Simply restart properly the corresponding program (better option).

But I don't know if that'll work for a zfs filesystem.... Do you know any procedure like the one above where I can truncate the links which are holding up the space?

Well, as always - it depends, but a graceful restart of Apache usually has a limited impact.

1 Like

Truncating the unlinked file will certainly work with ZFS too.

2 Likes

Thanks for the input guys, we went the safest route by bouncing Apache and it cleared the issue. Regarding truncating linked file, I will keep that in mind and try it next time.

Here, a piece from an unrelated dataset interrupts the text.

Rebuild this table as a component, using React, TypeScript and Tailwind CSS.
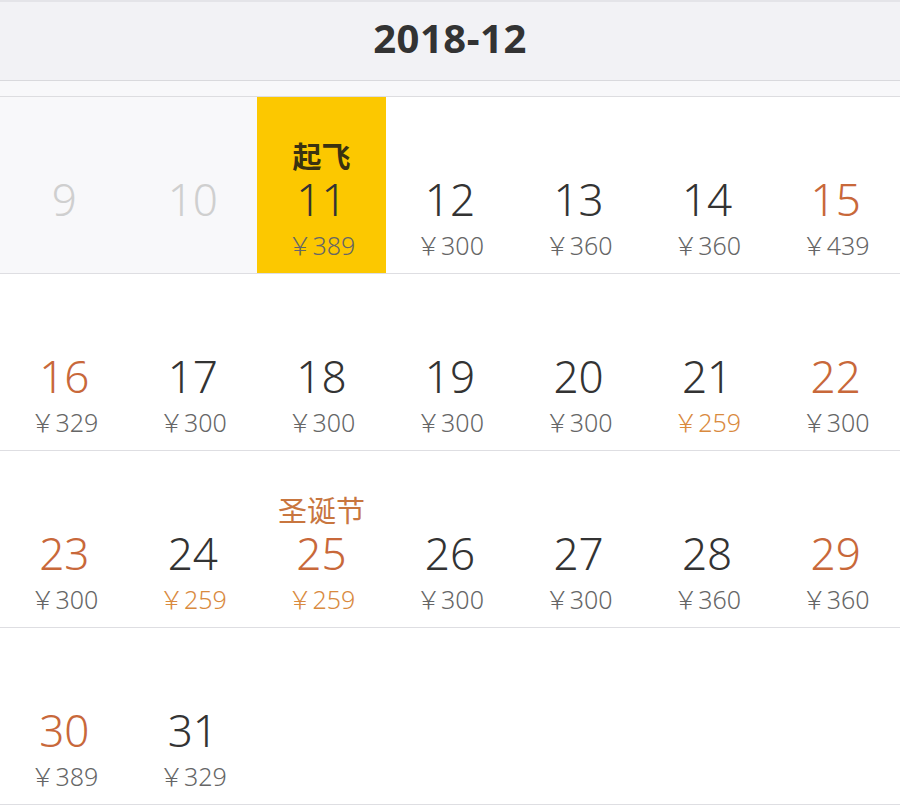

Truncating an open file is not guaranteed to work. The mode the file descriptor is in matters, as does the ability of the underlying file system to support sparse files. If the mode is "wrong", and I think "wrong" can depend on a lot of things, but in this case I think if the file wasn't opened with O_APPEND flag set is what's most important, the next time the process that has the file open writes to the file, the data will go to whatever the current file offset is for that open file descriptor. If the underlying file system doesn't support sparse files, and the current offset is 6 GB into the file, now that file you truncated is suddenly once again 6 GB in size.

In short, if the file is created like this:

daemon.process >> log.file

You should be OK if you truncate that log file.

If it's

daemon.process > log.file

You can't be sure that truncating log file will stick.

This isn't really a simple issue - the specific OS matters, the specific file system matters, the specific flags set on the open file descriptor matter, and the actions the process performs on the open file descriptor matter.

Try it:

cat /dev/null >> /some/file &

Let the file grow to a good size, then

cp /dev/null /some/file

Now try

cat /dev/null > /some/file
1 Like

Truncating the file is guaranteed to work, i.e. to release the disk space, in the OP context. The question clearly mention the underlying file system is ZFS. In any case, all file systems supported on Solaris support sparse files outside FAT32.